In the Industrial Print unit in the Professional Print Business, the Company expects to record impairment losses of approximately 14 billion yen for goodwill, property, plant, and equipment and intangible assets because, as a result of calculating the recoverable amount on the basis of the fair value of MGI Digital Technology, the French-based manufacturer of highly-value-added digital printing and embellishing presses, less costs of disposal, the recoverable amount was less than the carrying amount.
In addition, as a result of impairment testing at three consolidated subsidiaries that belong to the DW-DX unit in the Digital Workplace Business, the Company expects to record impairment losses of approximately 2.5 billion yen for goodwill and property, plant, and equipment, among others, because the recoverable amount was less than the carrying amount, as the economic downturn, intensifying competition and other conditions deteriorated operating profit.

4. Recording of profit from discontinued operations due to share transfer (progress of disclosed matter)

As announced on February 4, 2025, in “Notice of Completion of Change in a Consolidated Subsidiary (Transfer of Share),” the transfer of the share of Ambry Genetics to Tempus was completed. Accordingly, the Company expects to record in the current period, as profit from discontinued operations, a gain of approximately 18 billion yen due to the adjustment of exchange differences on translation of foreign operations and a gain of approximately 8 billion yen from the share transfer due to the fair value evaluation of Tempus’ stocks acquired as part of transfer price.

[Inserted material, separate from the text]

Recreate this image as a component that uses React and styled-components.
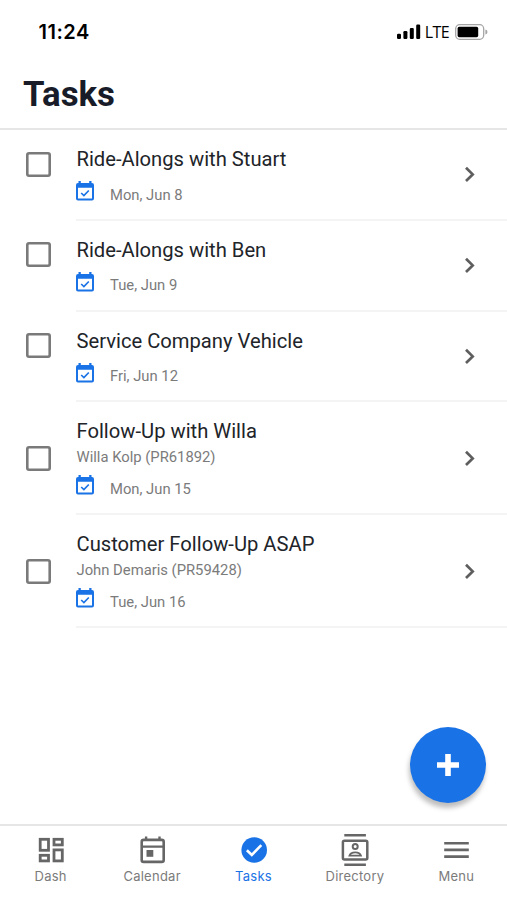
import React, { useState } from 'react'
import styled, { createGlobalStyle } from 'styled-components'

const colors = {
    blue: '#1a73e6',
    title: '#212429',
    heading: '#181c28',
    muted: '#7b7b7b',
    icon: '#666666',
    line: '#e6e6e6',
    rowLine: '#f4f4f4'
}

const tasks = [
    { id: 1, title: 'Ride-Alongs with Stuart', date: 'Mon, Jun 8' },
    { id: 2, title: 'Ride-Alongs with Ben', date: 'Tue, Jun 9' },
    { id: 3, title: 'Service Company Vehicle', date: 'Fri, Jun 12' },
    { id: 4, title: 'Follow-Up with Willa', contact: 'Willa Kolp (PR61892)', date: 'Mon, Jun 15' },
    { id: 5, title: 'Customer Follow-Up ASAP', contact: 'John Demaris (PR59428)', date: 'Tue, Jun 16' }
]

// status bar icons
const SignalIcon = () => (
    <svg width="24" height="16" viewBox="0 0 24 16" fill="#000">
        <rect x="0" y="9.7" width="4" height="5.3" rx="1.2" />
        <rect x="6.4" y="7" width="4" height="8" rx="1.2" />
        <rect x="12.8" y="3.9" width="4" height="11.1" rx="1.2" />
        <rect x="19.2" y="0.5" width="4" height="14.5" rx="1.2" />
    </svg>
)

const BatteryIcon = () => (
    <svg width="33" height="16" viewBox="0 0 33 16">
        <rect x="0.7" y="0.7" width="28" height="14.6" rx="4" fill="none" stroke="#a5a5a5" strokeWidth="1.3" />
        <rect x="2.6" y="2.8" width="20.6" height="10.4" rx="1.6" fill="#000" />
        <path d="M30.4 5.5c1.7.5 2 1.5 2 2.5s-.3 2-2 2.5z" fill="#a5a5a5" />
    </svg>
)

const EventIcon = () => (
    <svg width="18" height="20" viewBox="0 0 18 20">
        <path fill={colors.blue} fillRule="evenodd" d="M2.5 0h2.3v2h8.4V0h2.3v2H16a2 2 0 0 1 2 2v13.500a2 2 0 0 1-2 2H2a2 2 0 0 1-2-2V4a2 2 0 0 1 2-2h.5zM2 6.800v10.700h14V6.800z" />
        <path d="M5.200 12l2.700 2.500 4.900-5" fill="none" stroke={colors.blue} strokeWidth="1.7" />
    </svg>
)

const ChevronIcon = () => (
    <svg width="12" height="18" viewBox="0 0 12 18">
        <path d="M2 2.700L8.700 9.400 2 16" fill="none" stroke="#5e5e5e" strokeWidth="2.7" />
    </svg>
)

const PlusIcon = () => (
    <svg width="24" height="24" viewBox="0 0 24 24">
        <path d="M12 1v22M1 12h22" fill="none" stroke="#fff" strokeWidth="5.6" />
    </svg>
)

// tab icons
const DashIcon = () => (
    <svg width="26" height="34" viewBox="0 0 26 34" fill="none" stroke={colors.icon} strokeWidth="2.8">
        <rect x="2.2" y="6.3" width="8.3" height="11" />
        <rect x="16" y="6.3" width="8.3" height="5.6" />
        <rect x="2.2" y="22.3" width="8.3" height="5.6" />
        <rect x="16" y="16.9" width="8.3" height="11" />
    </svg>
)

const CalendarIcon = () => (
    <svg width="26" height="34" viewBox="0 0 26 34">
        <rect x="2.7" y="6.9" width="22" height="22" rx="2" fill="none" stroke={colors.icon} strokeWidth="2.6" />
        <path d="M2.7 13.6h22M7.100 3.400v4M20.500 3.400v4" fill="none" stroke={colors.icon} strokeWidth="2.4" />
        <rect x="7.5" y="17" width="6.8" height="6.8" fill={colors.icon} />
    </svg>
)

const CheckIcon = () => (
    <svg width="26" height="34" viewBox="0 0 26 34">
        <circle cx="13.2" cy="17" r="12.800" fill={colors.blue} />
        <path d="M5.900 17.200l4.900 4.800 9.500-9.900" fill="none" stroke="#fff" strokeWidth="2.6" />
    </svg>
)

const DirectoryIcon = () => (
    <svg width="28" height="34" viewBox="0 0 28 34" fill="none" stroke={colors.icon} strokeWidth="2.5">
        <path d="M3.3 2.2h21.6M3.3 31.8h21.6" />
        <rect x="1.9" y="7.8" width="24.4" height="18.6" rx="1.5" />
        <circle cx="14.2" cy="13.6" r="2.5" strokeWidth="2" />
        <path d="M8.400 22.700c.8-2.500 3.400-3.300 5.800-3.300s5 .8 5.800 3.300z" strokeWidth="1.8" />
    </svg>
)

const MenuIcon = () => (
    <svg width="26" height="34" viewBox="0 0 26 34">
        <path d="M1.200 10.200h24.600M1.200 16.900h24.600M1.200 23.600h24.600" fill="none" stroke={colors.icon} strokeWidth="2.6" />
    </svg>
)

const tabs = [
    { name: 'Dash', Icon: DashIcon },
    { name: 'Calendar', Icon: CalendarIcon },
    { name: 'Tasks', Icon: CheckIcon },
    { name: 'Directory', Icon: DirectoryIcon },
    { name: 'Menu', Icon: MenuIcon }
]

export default function App() {
    const [done, setDone] = useState([])

    const toggleTask = (id) => {
        setDone(done.includes(id) ? done.filter((d) => d !== id) : [...done, id])
    }

    return (
        <Screen>
            <GlobalStyle />
            <StatusBar>
                <Clock>11:24</Clock>
                <Signal>
                    <SignalIcon />
                    <Network>LTE</Network>
                    <BatteryIcon />
                </Signal>
            </StatusBar>
            <Header>
                <Heading>Tasks</Heading>
            </Header>
            <TaskList>
                {tasks.map((task) => (
                    <Task key={task.id}>
                        <CheckCell $centered={!!task.contact}>
                            <Checkbox
                                role="checkbox"
                                aria-label={task.title}
                                aria-checked={done.includes(task.id)}
                                $checked={done.includes(task.id)}
                                onClick={() => toggleTask(task.id)}
                            />
                        </CheckCell>
                        <TaskBody $tall={!!task.contact}>
                            <TaskInfo>
                                <TaskTitle>{task.title}</TaskTitle>
                                {task.contact && <Contact>{task.contact}</Contact>}
                                <DateRow>
                                    <EventIcon />
                                    <DateText>{task.date}</DateText>
                                </DateRow>
                            </TaskInfo>
                            <ChevronIcon />
                        </TaskBody>
                    </Task>
                ))}
            </TaskList>
            <AddButton aria-label="Add task">
                <PlusIcon />
            </AddButton>
            <TabBar>
                {tabs.map(({ name, Icon }) => (
                    <Tab key={name} $active={name === 'Tasks'}>
                        <Icon />
                        <TabLabel>{name}</TabLabel>
                    </Tab>
                ))}
            </TabBar>
        </Screen>
    )
}

const GlobalStyle = createGlobalStyle`
    * {
        box-sizing: border-box;
    }
    body {
        margin: 0;
        background: #fff;
        font-family: Roboto, "Liberation Sans", sans-serif;
    }
    svg {
        display: block;
        flex-shrink: 0;
    }
    button {
        padding: 0;
        border: 0;
        background: none;
        font: inherit;
    }
`
const Screen = styled.div`
    position: relative;
    display: flex;
    flex-direction: column;
    height: 100vh;
    overflow: hidden;
    background: #fff;
`
const StatusBar = styled.div`
    display: flex;
    align-items: center;
    justify-content: space-between;
    height: 64px;
    padding: 0 19px 0 38.5px;
    color: #000;
`
const Clock = styled.div`
    font-family: Inter, sans-serif;
    font-size: 20px;
    font-weight: 600;
    letter-spacing: .5px;
`
const Signal = styled.div`
    display: flex;
    align-items: center;
`
const Network = styled.div`
    margin: 0 6px 0 4px;
    font-family: "Open Sans", sans-serif;
    font-size: 16px;
    font-weight: 500;
    letter-spacing: -.6px;
`
const Header = styled.header`
    height: 66px;
    padding: 9.4px 23px 0;
    border-bottom: 2px solid ${colors.line};
`
const Heading = styled.h1`
    margin: 0;
    color: ${colors.heading};
    font-size: 34.8px;
    font-weight: 700;
    line-height: 42px;
`
const TaskList = styled.div`
    flex: 1;
`
// single task row
const Task = styled.div`
    display: flex;
`
const CheckCell = styled.div`
    display: flex;
    align-items: ${(props) => (props.$centered ? 'center' : 'flex-start')};
    width: 76px;
    padding: ${(props) => (props.$centered ? '0 0 0 26px' : '21.5px 0 0 26px')};
`
const Checkbox = styled.button`
    width: 25px;
    height: 25px;
    border-radius: 3px;
    background: ${(props) => (props.$checked ? colors.blue : '#fff')};
    box-shadow: inset 0 0 0 2.6px #7a7a7a;
`
const TaskBody = styled.div`
    display: flex;
    flex: 1;
    align-items: center;
    justify-content: space-between;
    height: ${(props) => (props.$tall ? '112.8px' : '90.8px')};
    padding-right: 31px;
    border-bottom: 2px solid ${colors.rowLine};
`
const TaskInfo = styled.div`
    align-self: flex-start;
    padding-top: 17px;
`
const TaskTitle = styled.div`
    padding-left: .5px;
    color: ${colors.title};
    font-size: 20.2px;
    line-height: 25px;
`
const Contact = styled.div`
    margin-bottom: -4px;
    padding-left: .5px;
    color: ${colors.muted};
    font-size: 14.8px;
    line-height: 26px;
`
const DateRow = styled.div`
    display: flex;
    align-items: flex-start;
    gap: 16px;
    margin-top: 9px;
`
const DateText = styled.div`
    padding-top: 3.5px;
    color: ${colors.muted};
    font-size: 14.8px;
    line-height: 20px;
`
const AddButton = styled.button`
    position: absolute;
    right: 21.5px;
    bottom: 97.5px;
    display: flex;
    align-items: center;
    justify-content: center;
    width: 76px;
    height: 76px;
    border-radius: 50%;
    background: ${colors.blue};
    box-shadow: -1px 5px 5px rgba(0, 0, 0, .26);
`
// bottom navigation
const TabBar = styled.nav`
    display: flex;
    height: 76px;
    border-top: 2px solid ${colors.line};
`
const Tab = styled.button`
    display: flex;
    flex: 1;
    flex-direction: column;
    align-items: center;
    padding-top: 7px;
    color: ${(props) => (props.$active ? colors.blue : colors.muted)};
`
const TabLabel = styled.span`
    font-family: Inter, sans-serif;
    font-size: 13px;
    letter-spacing: .25px;
    line-height: 18px;
`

5. Partial reversal of deferred tax assets

Regarding Konica Minolta Holdings U.S.A., Inc., and its subsidiaries, the Company has carefully assessed the recoverability of their deferred tax assets, as mainly one of their business plans was revised when the impairment loss was recognized in the third quarter of the fiscal year ended March 31, 2025. Consequently, the Company expects to reverse the deferred tax assets and record approximately 14 billion yen as corporate tax adjustments in the current period.

6. Others

The Company expects to record 10.2 billion yen as an extraordinary loss associated with the conclusion of the share purchase agreement to divest MOBOTIX for the Company’s non-consolidated financial results in the current period.

Note regarding the forecasts
The forecasts for the consolidated financial results are based on the assumptions that the Company believes are reasonable at the time of this announcement. It should be noted that actual results may differ from the forecasts due to various factors.